• [Given task]: Transcribe the material in full. Nothing should differ except that the pictures are left out.

- - - -

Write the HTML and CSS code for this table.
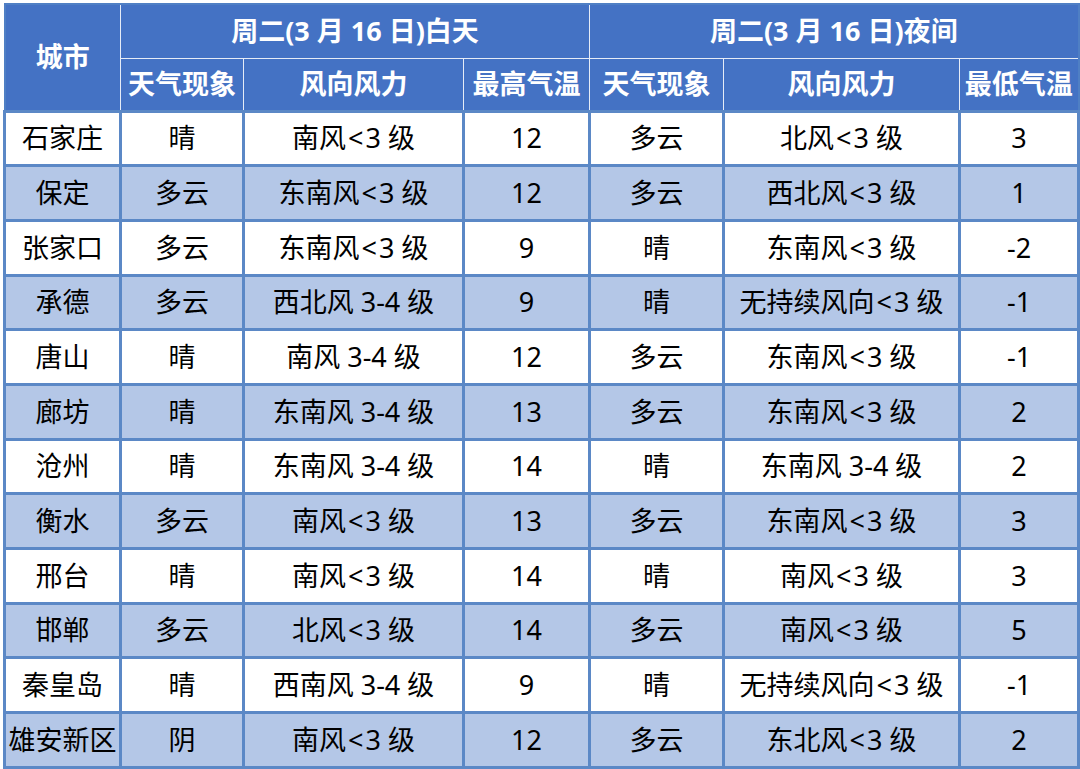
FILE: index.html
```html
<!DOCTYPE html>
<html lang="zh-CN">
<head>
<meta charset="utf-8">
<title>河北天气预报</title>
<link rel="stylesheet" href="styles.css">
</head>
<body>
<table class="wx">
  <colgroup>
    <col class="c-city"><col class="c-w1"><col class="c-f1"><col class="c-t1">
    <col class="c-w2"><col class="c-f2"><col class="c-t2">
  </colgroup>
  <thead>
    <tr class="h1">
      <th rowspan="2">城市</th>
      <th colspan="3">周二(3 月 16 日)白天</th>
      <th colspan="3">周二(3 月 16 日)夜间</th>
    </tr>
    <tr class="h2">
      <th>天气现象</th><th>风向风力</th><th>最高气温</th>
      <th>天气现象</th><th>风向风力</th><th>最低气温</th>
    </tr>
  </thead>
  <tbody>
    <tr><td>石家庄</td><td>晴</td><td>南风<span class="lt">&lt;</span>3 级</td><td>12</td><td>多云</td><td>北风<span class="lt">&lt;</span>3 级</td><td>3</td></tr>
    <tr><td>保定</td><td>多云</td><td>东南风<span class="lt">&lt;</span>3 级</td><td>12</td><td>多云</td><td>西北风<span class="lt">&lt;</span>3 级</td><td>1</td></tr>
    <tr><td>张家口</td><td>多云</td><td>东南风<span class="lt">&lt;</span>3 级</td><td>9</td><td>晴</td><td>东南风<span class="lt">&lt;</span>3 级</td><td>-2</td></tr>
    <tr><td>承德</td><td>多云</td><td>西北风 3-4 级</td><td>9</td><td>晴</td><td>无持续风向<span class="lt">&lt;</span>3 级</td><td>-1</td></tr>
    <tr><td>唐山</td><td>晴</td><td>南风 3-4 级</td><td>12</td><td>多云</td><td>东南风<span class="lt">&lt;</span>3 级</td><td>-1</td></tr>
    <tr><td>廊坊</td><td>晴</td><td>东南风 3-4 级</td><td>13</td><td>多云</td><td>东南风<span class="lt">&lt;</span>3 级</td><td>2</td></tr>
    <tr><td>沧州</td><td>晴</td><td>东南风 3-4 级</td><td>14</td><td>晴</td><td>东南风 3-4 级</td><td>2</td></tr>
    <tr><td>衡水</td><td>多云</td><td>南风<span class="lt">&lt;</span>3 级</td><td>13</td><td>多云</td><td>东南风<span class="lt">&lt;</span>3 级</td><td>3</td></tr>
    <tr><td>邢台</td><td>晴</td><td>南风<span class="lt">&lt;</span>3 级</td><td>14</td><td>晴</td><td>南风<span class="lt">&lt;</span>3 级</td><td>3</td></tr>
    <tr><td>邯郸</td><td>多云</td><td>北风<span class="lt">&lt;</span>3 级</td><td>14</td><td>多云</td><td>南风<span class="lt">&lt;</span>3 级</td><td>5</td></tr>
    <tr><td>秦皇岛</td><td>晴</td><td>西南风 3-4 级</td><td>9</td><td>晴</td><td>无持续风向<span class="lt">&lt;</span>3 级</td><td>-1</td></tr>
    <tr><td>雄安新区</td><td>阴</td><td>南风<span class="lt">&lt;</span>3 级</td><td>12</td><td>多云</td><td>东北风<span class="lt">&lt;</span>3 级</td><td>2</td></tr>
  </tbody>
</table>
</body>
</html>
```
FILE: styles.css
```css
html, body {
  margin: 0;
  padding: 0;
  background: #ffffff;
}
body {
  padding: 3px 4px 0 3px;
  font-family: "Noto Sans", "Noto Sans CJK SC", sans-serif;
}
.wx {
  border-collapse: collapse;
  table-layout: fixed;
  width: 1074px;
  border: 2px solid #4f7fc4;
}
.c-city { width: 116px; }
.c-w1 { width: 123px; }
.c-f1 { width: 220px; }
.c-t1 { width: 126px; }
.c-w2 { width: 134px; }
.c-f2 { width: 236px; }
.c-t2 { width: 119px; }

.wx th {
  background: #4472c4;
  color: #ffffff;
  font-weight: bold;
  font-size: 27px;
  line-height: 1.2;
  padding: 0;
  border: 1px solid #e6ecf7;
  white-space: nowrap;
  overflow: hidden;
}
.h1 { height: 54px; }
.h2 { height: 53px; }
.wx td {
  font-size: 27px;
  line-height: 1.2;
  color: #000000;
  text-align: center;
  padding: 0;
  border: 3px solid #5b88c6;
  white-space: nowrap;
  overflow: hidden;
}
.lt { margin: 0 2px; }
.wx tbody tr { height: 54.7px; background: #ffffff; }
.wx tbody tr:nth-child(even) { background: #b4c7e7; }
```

- - - -

• [Written solution]:
Write the HTML and CSS code for this table.
FILE: index.html
```html
<!DOCTYPE html>
<html lang="zh-CN">
<head>
<meta charset="utf-8">
<title>河北天气预报</title>
<link rel="stylesheet" href="styles.css">
</head>
<body>
<table class="wx">
  <colgroup>
    <col class="c-city"><col class="c-w1"><col class="c-f1"><col class="c-t1">
    <col class="c-w2"><col class="c-f2"><col class="c-t2">
  </colgroup>
  <thead>
    <tr class="h1">
      <th rowspan="2">城市</th>
      <th colspan="3">周二(3 月 16 日)白天</th>
      <th colspan="3">周二(3 月 16 日)夜间</th>
    </tr>
    <tr class="h2">
      <th>天气现象</th><th>风向风力</th><th>最高气温</th>
      <th>天气现象</th><th>风向风力</th><th>最低气温</th>
    </tr>
  </thead>
  <tbody>
    <tr><td>石家庄</td><td>晴</td><td>南风<span class="lt">&lt;</span>3 级</td><td>12</td><td>多云</td><td>北风<span class="lt">&lt;</span>3 级</td><td>3</td></tr>
    <tr><td>保定</td><td>多云</td><td>东南风<span class="lt">&lt;</span>3 级</td><td>12</td><td>多云</td><td>西北风<span class="lt">&lt;</span>3 级</td><td>1</td></tr>
    <tr><td>张家口</td><td>多云</td><td>东南风<span class="lt">&lt;</span>3 级</td><td>9</td><td>晴</td><td>东南风<span class="lt">&lt;</span>3 级</td><td>-2</td></tr>
    <tr><td>承德</td><td>多云</td><td>西北风 3-4 级</td><td>9</td><td>晴</td><td>无持续风向<span class="lt">&lt;</span>3 级</td><td>-1</td></tr>
    <tr><td>唐山</td><td>晴</td><td>南风 3-4 级</td><td>12</td><td>多云</td><td>东南风<span class="lt">&lt;</span>3 级</td><td>-1</td></tr>
    <tr><td>廊坊</td><td>晴</td><td>东南风 3-4 级</td><td>13</td><td>多云</td><td>东南风<span class="lt">&lt;</span>3 级</td><td>2</td></tr>
    <tr><td>沧州</td><td>晴</td><td>东南风 3-4 级</td><td>14</td><td>晴</td><td>东南风 3-4 级</td><td>2</td></tr>
    <tr><td>衡水</td><td>多云</td><td>南风<span class="lt">&lt;</span>3 级</td><td>13</td><td>多云</td><td>东南风<span class="lt">&lt;</span>3 级</td><td>3</td></tr>
    <tr><td>邢台</td><td>晴</td><td>南风<span class="lt">&lt;</span>3 级</td><td>14</td><td>晴</td><td>南风<span class="lt">&lt;</span>3 级</td><td>3</td></tr>
    <tr><td>邯郸</td><td>多云</td><td>北风<span class="lt">&lt;</span>3 级</td><td>14</td><td>多云</td><td>南风<span class="lt">&lt;</span>3 级</td><td>5</td></tr>
    <tr><td>秦皇岛</td><td>晴</td><td>西南风 3-4 级</td><td>9</td><td>晴</td><td>无持续风向<span class="lt">&lt;</span>3 级</td><td>-1</td></tr>
    <tr><td>雄安新区</td><td>阴</td><td>南风<span class="lt">&lt;</span>3 级</td><td>12</td><td>多云</td><td>东北风<span class="lt">&lt;</span>3 级</td><td>2</td></tr>
  </tbody>
</table>
</body>
</html>
```
FILE: styles.css
```css
html, body {
  margin: 0;
  padding: 0;
  background: #ffffff;
}
body {
  padding: 3px 4px 0 3px;
  font-family: "Noto Sans", "Noto Sans CJK SC", sans-serif;
}
.wx {
  border-collapse: collapse;
  table-layout: fixed;
  width: 1074px;
  border: 2px solid #4f7fc4;
}
.c-city { width: 116px; }
.c-w1 { width: 123px; }
.c-f1 { width: 220px; }
.c-t1 { width: 126px; }
.c-w2 { width: 134px; }
.c-f2 { width: 236px; }
.c-t2 { width: 119px; }

.wx th {
  background: #4472c4;
  color: #ffffff;
  font-weight: bold;
  font-size: 27px;
  line-height: 1.2;
  padding: 0;
  border: 1px solid #e6ecf7;
  white-space: nowrap;
  overflow: hidden;
}
.h1 { height: 54px; }
.h2 { height: 53px; }
.wx td {
  font-size: 27px;
  line-height: 1.2;
  color: #000000;
  text-align: center;
  padding: 0;
  border: 3px solid #5b88c6;
  white-space: nowrap;
  overflow: hidden;
}
.lt { margin: 0 2px; }
.wx tbody tr { height: 54.7px; background: #ffffff; }
.wx tbody tr:nth-child(even) { background: #b4c7e7; }
```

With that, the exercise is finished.